Eurodad’s Bodo Ellmers just published an article, as a wrapup of civil society’s analysis of the Financing for Development Forum that took place in New York.
“Last week’s United Nations’ Financing for Development Forum in New York was notable for being the first major event to admit in a formal outcome document that at the current pace, the Sustainable Development Goals will not be reached, Ellmers writes. The Forum – which deals with all aspects of finance and the financial architecture that regulates finance – planned to push reforms that would make finance work for development. Progress was meagre however, as political blockages still need to be overcome.
The outcome document of the 2017 Financing for Development (FfD) Forum paints an alarming picture: “The current global trajectory will not deliver the goal of eradicating poverty in all its forms and dimensions by 2030”. A key reason is the lack of adequate funding for the SDGs. While there is no lack of ‘hot money’ inflating asset prices and speculative bubbles across the globe, there’s a failure to transform that money into development finance, not least because governments are failing to reform the financial system. The 2017 FfD Forum pledged to take “immediate action … to implement the Addis Ababa Action Agenda” (the commitments made at the last International Conference on Financing for Development two years ago), but it’s unclear exactly what the substance of that action will be”.
Concessional finance: fighting for a slice of the cake
“The access to concessional financing is one issue that divided developing countries and prevented the Group of 77 and China from building a more effective common front on more substantial issues. The total amount of aid grants and subsidised loans is obviously limited, even more so as most donors countries fail to meet the internationally agreed target to provide official development assistance (ODA) to the tune of 0.7 per cent of their GDP. Different developing country groupings have started to fight for the crumbs of the cake – while Least Developed Countries (LDCs) stressed they need more of it, a number of countries in special situations (such as the Small Island Developing States) and even Middle Income Countries also stressed their desire to have access to more concessional finance.
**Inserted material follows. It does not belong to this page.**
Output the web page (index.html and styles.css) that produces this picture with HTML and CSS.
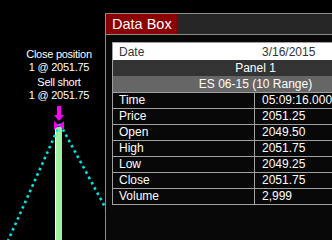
FILE: index.html
```html
<!DOCTYPE html>
<html>
<head>
    <title>Chart Data Box</title>
<link rel="stylesheet" href="styles.css">
</head>
<body>
    <div class="screen">
        <svg class="chart" width="332" height="240" viewBox="0 0 332 240">
            <!-- bar -->
            <rect x="55" y="127" width="1" height="113" fill="#ffffff"/>
            <rect x="56" y="127" width="6" height="113" fill="#9ef09e"/>
            <!-- trend lines -->
            <line x1="60" y1="124" x2="3" y2="252" class="trend"/>
            <line x1="60" y1="124" x2="130" y2="253" class="trend"/>
            <!-- trade marker -->
            <rect x="57" y="106" width="4" height="10" fill="#ff00ff"/>
            <polygon points="54,115 64,115 59,121" fill="#ff00ff"/>
            <polygon points="54,121 59,125.5 54,130" fill="#ff00ff"/>
            <polygon points="64,121 59,125.5 64,130" fill="#ff00ff"/>
        </svg>

        <div class="fills">
            <div class="fill">Close position<br>1 @ 2051.75</div>
            <div class="fill">Sell short<br>1 @ 2051.75</div>
        </div>

        <div class="databox">
            <div class="db-titlebar">
                <div class="db-tab">Data Box</div>
            </div>
            <div class="db-table">
                <div class="db-row db-date">
                    <span class="db-label">Date</span>
                    <span class="db-value">3/16/2015</span>
                </div>
                <div class="db-row db-panel">Panel 1</div>
                <div class="db-row db-symbol">ES 06-15 (10 Range)</div>
                <div class="db-row db-data">
                    <span class="db-label">Time</span>
                    <span class="db-value">05:09:16.000</span>
                </div>
                <div class="db-row db-data">
                    <span class="db-label">Price</span>
                    <span class="db-value">2051.25</span>
                </div>
                <div class="db-row db-data">
                    <span class="db-label">Open</span>
                    <span class="db-value">2049.50</span>
                </div>
                <div class="db-row db-data">
                    <span class="db-label">High</span>
                    <span class="db-value">2051.75</span>
                </div>
                <div class="db-row db-data">
                    <span class="db-label">Low</span>
                    <span class="db-value">2049.25</span>
                </div>
                <div class="db-row db-data">
                    <span class="db-label">Close</span>
                    <span class="db-value">2051.75</span>
                </div>
                <div class="db-row db-data">
                    <span class="db-label">Volume</span>
                    <span class="db-value">2,999</span>
                </div>
            </div>
        </div>
    </div>
</body>
</html>
```

FILE: styles.css
```css
body {
    margin: 0;
    background-color: #000;
    font-family: "Liberation Sans", Arial, sans-serif;
    color: #fff;
}

.screen {
    position: relative;
    width: 332px;
    height: 240px;
    overflow: hidden;
    background-color: #000;
}

.chart {
    position: absolute;
    left: 0;
    top: 0;
}

.chart .trend {
    stroke: #00e6e6;
    stroke-width: 2.6;
    stroke-dasharray: 2.6 3.4;
}

.fills {
    position: absolute;
    left: 0;
    top: 48px;
    width: 118px;
    text-align: center;
    font-size: 11px;
    line-height: 13px;
    letter-spacing: -0.25px;
}

.fill + .fill {
    margin-top: 2px;
}

.databox {
    position: absolute;
    left: 105px;
    top: 13px;
    width: 320px;
    height: 240px;
    border: 1px solid #8a8a8a;
    background-color: #080808;
}

.db-titlebar {
    height: 20px;
    background-color: #262626;
    border-bottom: 1px solid #8a8a8a;
}

.db-tab {
    width: 66px;
    height: 20px;
    padding-left: 6px;
    background-color: #8b0000;
    font-size: 14.5px;
    line-height: 20px;
}

.db-table {
    width: 285px;
    margin: 7px 0 0 6px;
    border: 1px solid #a0a0a0;
    font-size: 12px;
}

.db-row {
    display: flex;
    height: 16px;
    line-height: 16px;
}

.db-date {
    height: 17px;
    line-height: 17px;
    padding-top: 1px;
    box-sizing: border-box;
    background-color: #fff;
    color: #333;
}

.db-panel {
    justify-content: center;
    background-color: #333;
}

.db-symbol {
    justify-content: center;
    background-color: #666;
}

.db-data {
    height: 16px;
    line-height: 15px;
    box-sizing: border-box;
    border-top: 1px solid #a0a0a0;
}

.db-label {
    width: 135px;
    padding-left: 6px;
}

.db-value {
    flex: 1;
    padding-left: 7px;
}

.db-data .db-value {
    border-left: 1px solid #a0a0a0;
}

.db-date .db-value {
    padding-left: 8px;
}
```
This gave the EU, represented by Development Commissioner Neven Mimica, the opportunity proudly to present itself as the world’s largest donor, avoiding the need to address the more difficult EU performance on policy coherence issues. One such issue is certainly that the EU’s new External Investment Plan places a strong and controversial focus on private sector activities and finance. Many participants stressed that ODA won’t be sufficient to finance the SDGs, and resources beyond ODA will also need to be made SDG-compatible”.
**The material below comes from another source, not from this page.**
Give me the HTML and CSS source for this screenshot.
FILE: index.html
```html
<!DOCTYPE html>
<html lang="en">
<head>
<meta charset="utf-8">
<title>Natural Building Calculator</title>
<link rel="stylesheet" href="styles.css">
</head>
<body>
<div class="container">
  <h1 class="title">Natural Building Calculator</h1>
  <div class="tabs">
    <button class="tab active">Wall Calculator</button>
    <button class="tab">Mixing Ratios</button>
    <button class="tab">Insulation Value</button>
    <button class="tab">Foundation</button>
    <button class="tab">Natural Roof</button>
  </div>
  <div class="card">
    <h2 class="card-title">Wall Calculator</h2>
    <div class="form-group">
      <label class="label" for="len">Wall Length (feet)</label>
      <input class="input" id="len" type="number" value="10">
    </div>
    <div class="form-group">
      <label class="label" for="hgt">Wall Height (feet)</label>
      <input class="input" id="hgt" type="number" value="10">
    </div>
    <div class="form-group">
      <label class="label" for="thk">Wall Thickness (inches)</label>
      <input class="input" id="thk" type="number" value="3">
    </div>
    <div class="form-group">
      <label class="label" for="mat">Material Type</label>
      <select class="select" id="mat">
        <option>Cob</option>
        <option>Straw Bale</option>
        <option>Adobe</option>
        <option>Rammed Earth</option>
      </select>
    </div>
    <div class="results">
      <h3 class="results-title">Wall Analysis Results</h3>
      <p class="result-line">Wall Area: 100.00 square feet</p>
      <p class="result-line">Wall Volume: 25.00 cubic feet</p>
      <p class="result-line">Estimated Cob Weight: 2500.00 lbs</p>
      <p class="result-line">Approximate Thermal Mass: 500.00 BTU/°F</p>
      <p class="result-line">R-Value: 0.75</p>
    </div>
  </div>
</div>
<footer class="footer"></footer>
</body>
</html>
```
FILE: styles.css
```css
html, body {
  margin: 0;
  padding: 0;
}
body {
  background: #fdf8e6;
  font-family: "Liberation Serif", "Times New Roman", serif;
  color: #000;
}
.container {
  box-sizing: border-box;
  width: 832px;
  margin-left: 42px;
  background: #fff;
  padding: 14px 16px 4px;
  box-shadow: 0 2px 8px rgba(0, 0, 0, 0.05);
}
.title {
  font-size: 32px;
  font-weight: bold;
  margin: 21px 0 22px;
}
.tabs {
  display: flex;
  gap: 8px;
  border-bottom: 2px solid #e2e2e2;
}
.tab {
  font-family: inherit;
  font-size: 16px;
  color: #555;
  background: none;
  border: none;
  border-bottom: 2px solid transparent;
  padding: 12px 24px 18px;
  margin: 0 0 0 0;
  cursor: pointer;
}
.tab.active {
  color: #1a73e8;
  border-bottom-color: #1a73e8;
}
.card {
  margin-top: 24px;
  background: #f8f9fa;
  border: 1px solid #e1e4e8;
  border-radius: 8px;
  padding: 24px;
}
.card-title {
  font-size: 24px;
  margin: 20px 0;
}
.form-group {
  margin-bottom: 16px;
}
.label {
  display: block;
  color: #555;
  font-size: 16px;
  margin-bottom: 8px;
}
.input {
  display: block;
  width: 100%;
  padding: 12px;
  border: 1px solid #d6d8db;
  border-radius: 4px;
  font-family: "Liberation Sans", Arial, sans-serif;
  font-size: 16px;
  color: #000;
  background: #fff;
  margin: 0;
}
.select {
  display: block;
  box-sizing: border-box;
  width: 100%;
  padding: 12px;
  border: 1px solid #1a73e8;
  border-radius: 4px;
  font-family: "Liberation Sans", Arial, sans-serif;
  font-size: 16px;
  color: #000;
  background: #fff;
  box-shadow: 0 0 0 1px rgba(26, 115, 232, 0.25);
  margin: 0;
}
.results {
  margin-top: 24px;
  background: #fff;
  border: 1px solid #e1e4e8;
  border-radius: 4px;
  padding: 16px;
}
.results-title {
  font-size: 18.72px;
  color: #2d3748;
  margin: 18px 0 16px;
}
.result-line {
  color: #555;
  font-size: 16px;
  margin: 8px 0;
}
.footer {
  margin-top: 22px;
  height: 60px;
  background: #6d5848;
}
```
Domestic resources and taxation: renewed call for a global tax body
“The paragraphs of the FfD forum’s conclusions dealing with domestic public resources devote a lot of space to mapping all the various tiny and fragmented initiatives that were set up following Addis, in order to find a compromise solution to the lack of an intergovernmental body on taxation. The need for a global tax body was stressed by many, including by a large number of CSOs and by Ecuador as representative of the G77 and China – the group that represents the vast majority of UN Member States”
Ellmers analyses several other points, e.g. how private investment becomes “the new manna from heaven to save the SDGs is private investment”, providing “few sticks, lots of carrots”. He ends up on a more positive note, stating how “the FfD Forum and its conclusions did devote more attention to cross-cutting issues such as financing and safeguarding social protection and gender equity – but effective action remains a work in progress”.